Standard LED lights are offered in a wide range of shapes, sizes, working distances, coverage areas, wavelengths, and lighting techniques. There is generally an “ideal” lighting configuration for your specific application.
With literally thousands of choices, R.J. Wilson, Inc. and its lighting partners have the real-world experience and technical know-how to help you select a lighting configuration that is optimized for your application requirements. Let’s discuss the options available. Lighting is the most important aspect of a machine vision imaging system, so it’s worth the upfront work to evaluate the lighting to be sure it’s a proper match for the application.
The goal is to select a lighting technique, position, and shape that properly illuminate the object to make the features-of-interest, edges, or regions reliably and repeatably visible to the inspection software.

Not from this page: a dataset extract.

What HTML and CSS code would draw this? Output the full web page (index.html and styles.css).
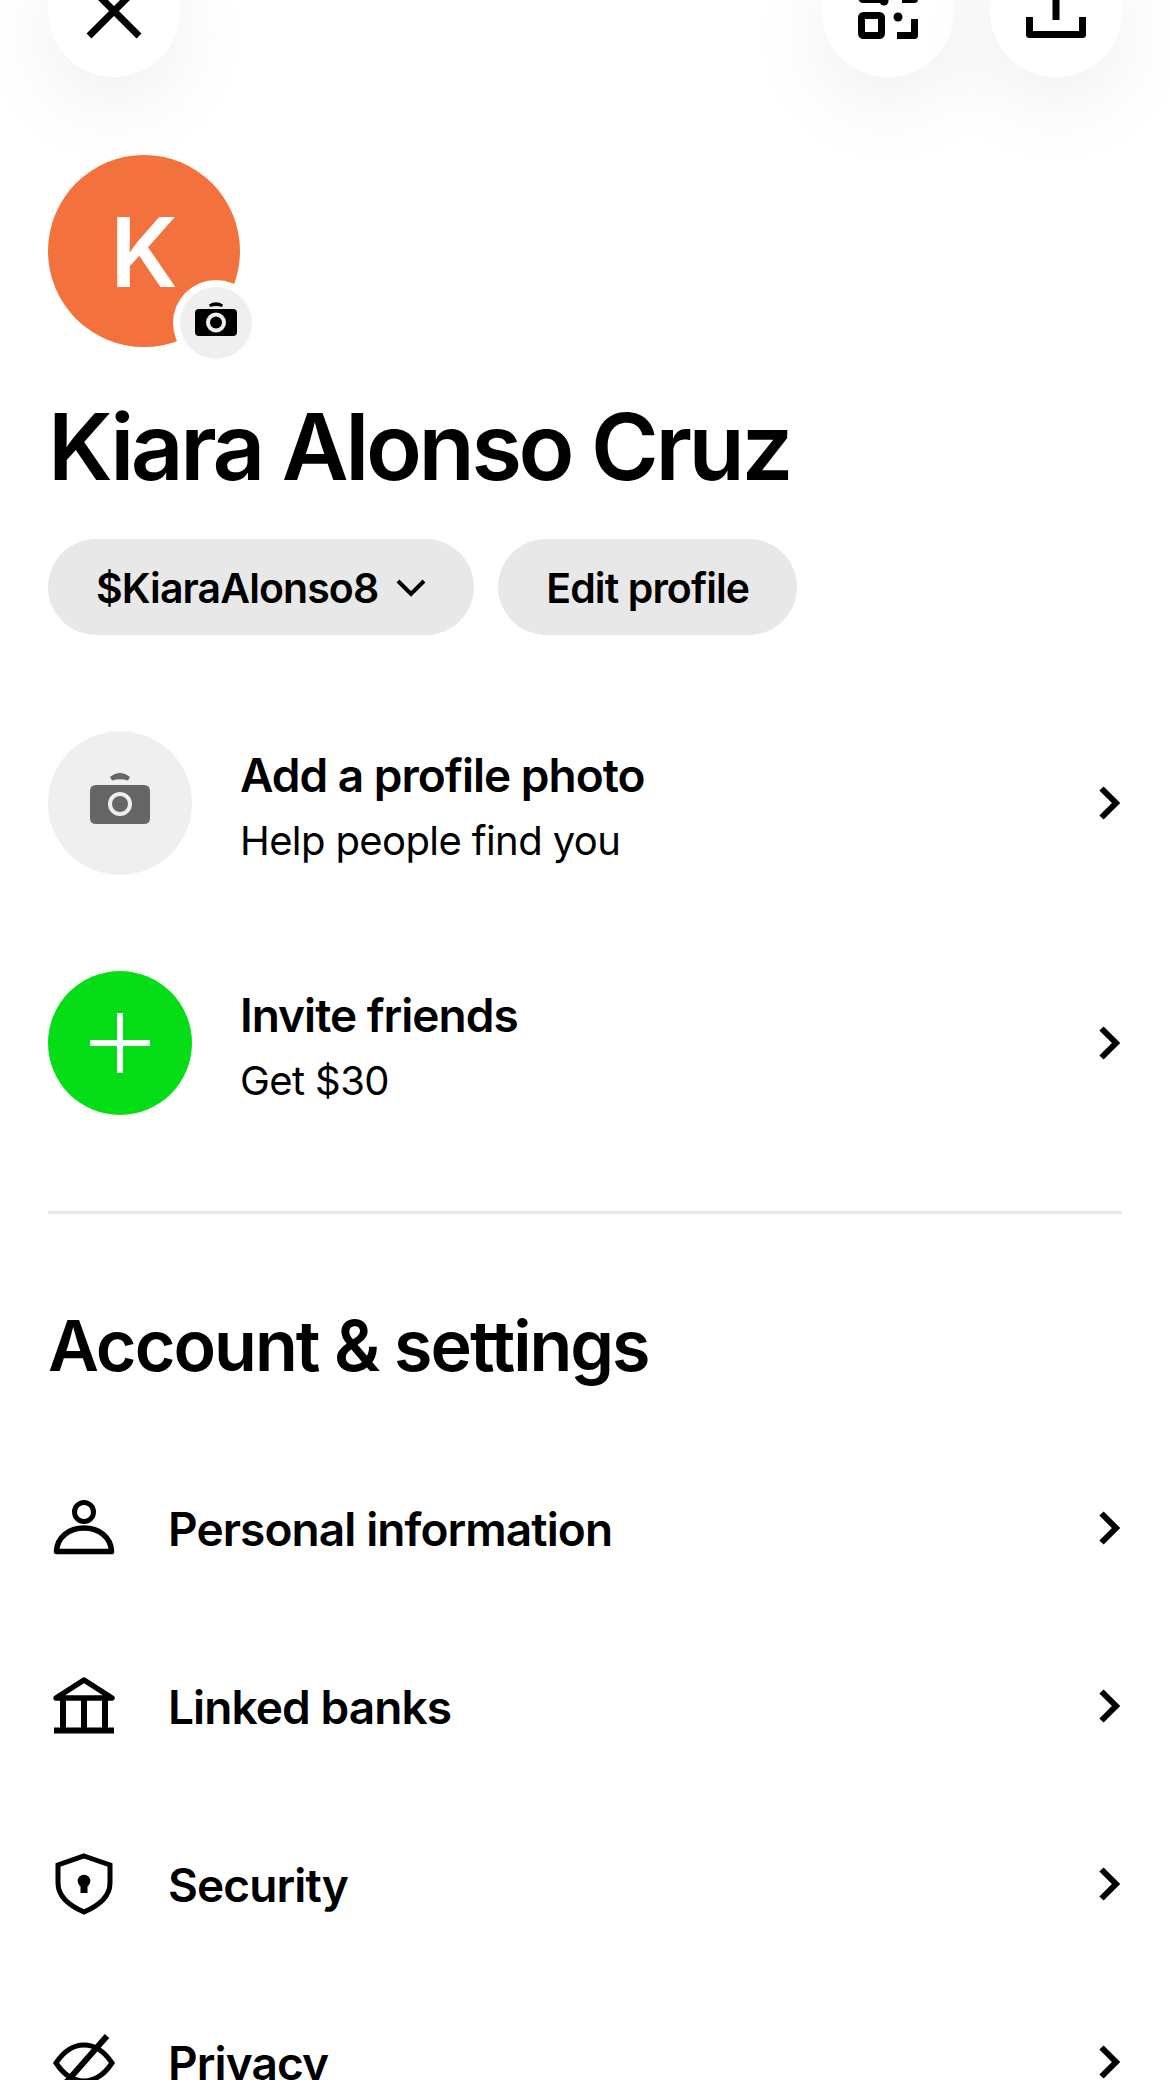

Spectrum Dome, AI Backlights, AI Bar, AI On-Axis, CCS FPQ, CCS Ring, SVL Brick
Download this document for an overview of the available lighting form factors and how light delivery formats can affect the appearance of objects.
Available LED wavelengths range from the ultraviolet, through the visible colors of the rainbow, and into the infrared range. The selection of a wavelength depends on numerous application factors, with the goal being to acquire an image that makes it easier for the vision software to do its job by making features-of-interest easier for the vision software to “see”.

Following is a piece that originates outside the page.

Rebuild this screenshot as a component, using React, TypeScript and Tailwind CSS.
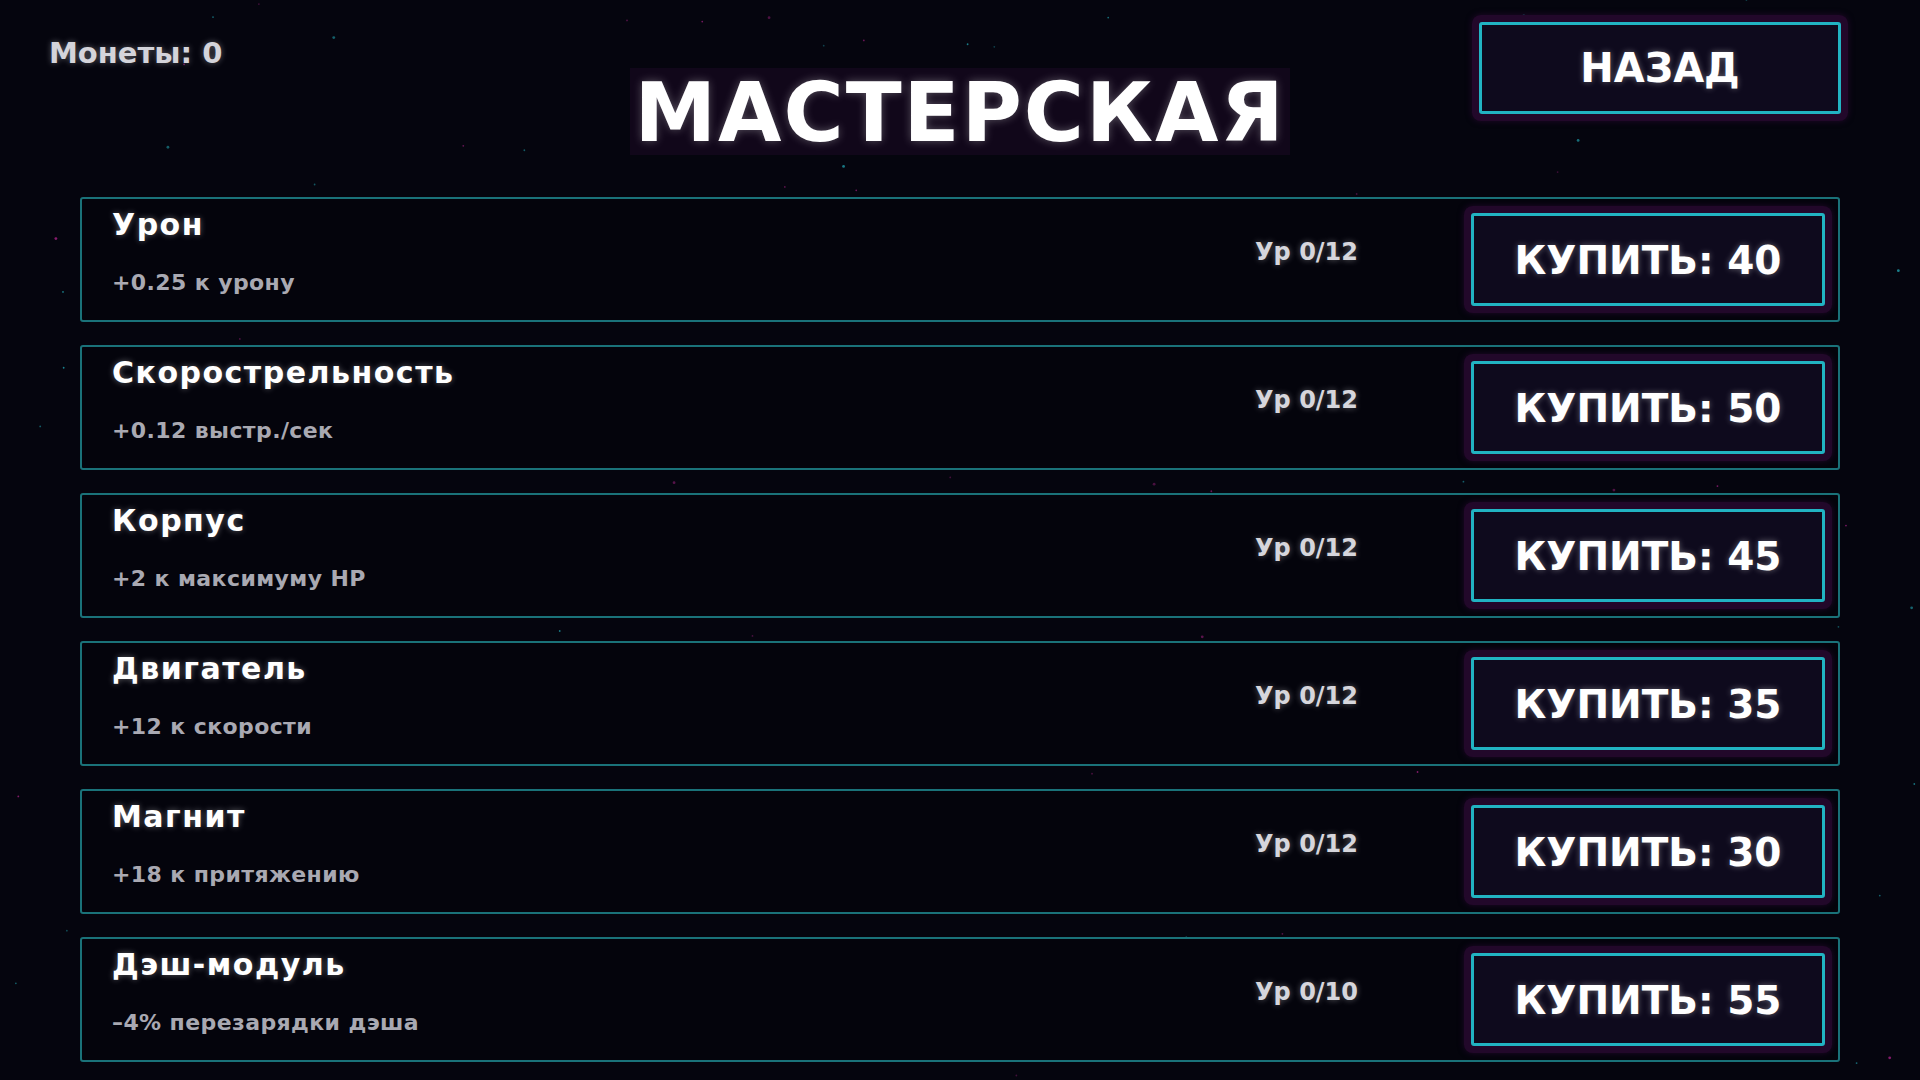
import React from 'react';

const upgrades = [
  { name: 'Урон', desc: '+0.25 к урону', level: 'Ур 0/12', price: 40 },
  { name: 'Скорострельность', desc: '+0.12 выстр./сек', level: 'Ур 0/12', price: 50 },
  { name: 'Корпус', desc: '+2 к максимуму HP', level: 'Ур 0/12', price: 45 },
  { name: 'Двигатель', desc: '+12 к скорости', level: 'Ур 0/12', price: 35 },
  { name: 'Магнит', desc: '+18 к притяжению', level: 'Ур 0/12', price: 30 },
  { name: 'Дэш-модуль', desc: '–4% перезарядки дэша', level: 'Ур 0/10', price: 55 },
];

// seeded random so the star field stays the same between renders
const makeRand = (seed: number) => () => {
  seed |= 0;
  seed = (seed + 0x6d2b79f5) | 0;
  let t = Math.imul(seed ^ (seed >>> 15), 1 | seed);
  t = (t + Math.imul(t ^ (t >>> 7), 61 | t)) ^ t;
  return ((t ^ (t >>> 14)) >>> 0) / 4294967296;
};

const rand = makeRand(42);
const stars = Array.from({ length: 170 }, () => ({
  x: rand() * 1920,
  y: rand() * 1080,
  r: rand() > 0.8 ? 1.4 : 0.9,
  pink: rand() > 0.55,
  o: 0.35 + rand() * 0.5,
}));

const StarField = () => (
  <svg className="absolute inset-0 h-full w-full pointer-events-none" viewBox="0 0 1920 1080" preserveAspectRatio="none">
    {stars.map((s, i) => (
      <circle key={i} cx={s.x} cy={s.y} r={s.r} fill={s.pink ? '#a0207f' : '#1f9aa6'} opacity={s.o} />
    ))}
  </svg>
);

const glowText = '[text-shadow:0_0_6px_rgba(255,255,255,0.35)]';

const UpgradeRow = ({ name, desc, level, price }: (typeof upgrades)[number]) => (
  <div className="flex h-[125px] items-start rounded-[3px] border-2 border-[#1a7279] bg-[#04040c]">
    <div className="flex-1 pl-[30px] pt-[8px]">
      <div className={`text-[30px] leading-[36px] tracking-[1.5px] text-white ${glowText}`}>{name}</div>
      <div className="mt-[27px] text-[22px] leading-[26px] tracking-[0.4px] text-[#a9a9b2]">{desc}</div>
    </div>
    <div className={`mt-[39px] text-[24px] leading-[28px] text-[#d6d6dc] ${glowText}`}>{level}</div>
    <button className="ml-[113px] mr-[13px] mt-[14px] flex h-[93px] w-[354px] items-center justify-center rounded-[3px] border-[3px] border-[#21b3c2] bg-[#0e0a1d] pt-1 text-[39px] text-white shadow-[0_0_0_7px_#22082a,0_0_6px_7px_rgba(60,10,70,0.5)]">
      <span className={glowText}>КУПИТЬ: {price}</span>
    </button>
  </div>
);

export default function App() {
  return (
    <div
      className="relative min-h-screen w-full overflow-hidden bg-[#05050e] font-bold"
      style={{ fontFamily: '"DejaVu Sans", "Liberation Sans", sans-serif' }}
    >
      <StarField />

      <div className="relative">
        <header className="grid grid-cols-[1fr_auto_1fr] items-start">
          <div className={`mt-[36px] pl-[49px] text-[29px] leading-[34px] text-[#d4d4da] ${glowText}`}>
            Монеты: 0
          </div>
          <h1 className="mt-[68px]">
            <span className="inline-block h-[87px] bg-[#11071a] px-[4px] text-[82px] leading-[90px] tracking-[2px] text-white [text-shadow:0_0_10px_rgba(255,255,255,0.3)]">
              МАСТЕРСКАЯ
            </span>
          </h1>
          <div className="flex justify-end pr-[79px]">
            <button className="mt-[22px] flex h-[92px] w-[362px] items-center justify-center rounded-[3px] border-[3px] border-[#21b3c2] bg-[#0e0a1d] text-[40px] text-white shadow-[0_0_0_7px_#22082a,0_0_6px_7px_rgba(60,10,70,0.5)]">
              <span className={glowText}>НАЗАД</span>
            </button>
          </div>
        </header>

        <div className="mx-[80px] mt-[42px] flex flex-col gap-[23px]">
          {upgrades.map((u) => (
            <UpgradeRow key={u.name} {...u} />
          ))}
        </div>
      </div>
    </div>
  );
}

For visible light imaging, the LED color can be used to make the features-of-interest or defects more visible to the vision system, based on how they reflect or absorb light of various wavelengths.
Download the document below for an overview of the effects of UV, visible, and NIR LED wavelengths on the appearance of objects in the acquired image.

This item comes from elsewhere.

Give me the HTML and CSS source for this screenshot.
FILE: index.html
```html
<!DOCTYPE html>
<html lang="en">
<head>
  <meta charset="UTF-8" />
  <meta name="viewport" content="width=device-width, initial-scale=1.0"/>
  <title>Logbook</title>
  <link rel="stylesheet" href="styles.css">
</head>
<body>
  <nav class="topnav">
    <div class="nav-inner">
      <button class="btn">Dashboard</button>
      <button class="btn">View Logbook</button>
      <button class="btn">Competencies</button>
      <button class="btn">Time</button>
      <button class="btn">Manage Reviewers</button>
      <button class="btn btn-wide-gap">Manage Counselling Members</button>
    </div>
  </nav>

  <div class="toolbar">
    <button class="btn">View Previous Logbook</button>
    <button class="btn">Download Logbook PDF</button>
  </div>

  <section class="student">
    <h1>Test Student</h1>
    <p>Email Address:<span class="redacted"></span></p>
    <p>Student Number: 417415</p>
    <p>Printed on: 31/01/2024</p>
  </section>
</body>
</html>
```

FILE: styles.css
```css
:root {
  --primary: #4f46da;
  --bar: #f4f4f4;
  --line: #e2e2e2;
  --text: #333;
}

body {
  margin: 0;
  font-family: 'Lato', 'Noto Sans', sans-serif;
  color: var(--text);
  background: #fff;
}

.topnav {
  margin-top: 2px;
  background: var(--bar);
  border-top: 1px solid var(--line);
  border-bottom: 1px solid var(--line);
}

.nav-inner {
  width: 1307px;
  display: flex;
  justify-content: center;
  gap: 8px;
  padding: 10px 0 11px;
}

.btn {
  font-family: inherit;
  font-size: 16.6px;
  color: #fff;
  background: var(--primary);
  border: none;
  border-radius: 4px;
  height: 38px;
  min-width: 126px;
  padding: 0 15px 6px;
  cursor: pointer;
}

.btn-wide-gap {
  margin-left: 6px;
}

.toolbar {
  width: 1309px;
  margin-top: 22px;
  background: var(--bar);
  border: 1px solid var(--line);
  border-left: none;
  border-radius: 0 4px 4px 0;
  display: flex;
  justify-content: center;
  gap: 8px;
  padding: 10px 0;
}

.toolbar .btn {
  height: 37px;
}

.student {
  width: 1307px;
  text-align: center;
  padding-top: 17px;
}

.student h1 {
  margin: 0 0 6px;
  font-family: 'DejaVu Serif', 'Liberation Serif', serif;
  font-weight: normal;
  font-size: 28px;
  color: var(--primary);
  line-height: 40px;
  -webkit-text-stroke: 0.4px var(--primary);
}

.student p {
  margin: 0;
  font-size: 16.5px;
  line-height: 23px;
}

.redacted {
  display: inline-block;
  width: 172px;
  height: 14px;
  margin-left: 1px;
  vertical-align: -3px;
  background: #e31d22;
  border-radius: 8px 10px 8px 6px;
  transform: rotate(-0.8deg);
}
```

When using a monochrome camera, the selection of the LED wavelength is sometimes dependent upon whether a specific color feature in the object needs to be enhanced or diminished. The use of an LED color close to the object color will lighten its appearance in a greyscale image. The use of a color on the opposite side of the color wheel from the object color will darken it.
UV wavelengths are typically used to cause an object, such as the printing on the tamper seal below, to fluoresce in a visible wavelength. The same effect is seen when invisible ink is exposed to UV light – it emits light at a visible wavelength, such as 635nm red. A bandpass filter is used on the camera lens to pass only the visible wavelength at which the sample emits. This reduces the amount of “bluish” UV light that is included in the captured image and enhances the emitting wavelength of a tamper seal, an adhesive, a plastic, or other material.
Newer UV lights from CCS, known as “Pure UV”, further minimize the amount of visible light produced by the UV LEDs, enhancing the detection or reading of UV codes or features.
In the example below, the printing on the tamper seal is glowing at a visible wavelength when illuminated with UV light. The presence of the printing is used to verify the tamper seal is present.
UV Light Causes the Printing in the Tamper Seal to Glow in a Visible Wavelength
When an optical brightener is added to the object’s production materials, UV lighting can be used to verify its presence, since it will glow in a visible wavelength when present. This may apply to tamper bands, inks, adhesives, plastic parts, or other objects.
NIR light is more effective at penetrating certain materials than visible wavelengths. Near-infrared light’s longer wavelength often allows for less scattering from part surfaces and higher transmission rates through them. Higher transmission means the NIR light can pass through more materials, making it ideal for inspecting for part presence within packaging, detecting fill levels, or imaging foreign matter.
IR Light is Used to View Through the Printed Package to See the Ear Plugs Inside
In the image below, white light is used on the left and near-infrared light is used on the right. The NIR light is not reflected from the printed date code, permitting the vision system to see and inspect only the object underneath.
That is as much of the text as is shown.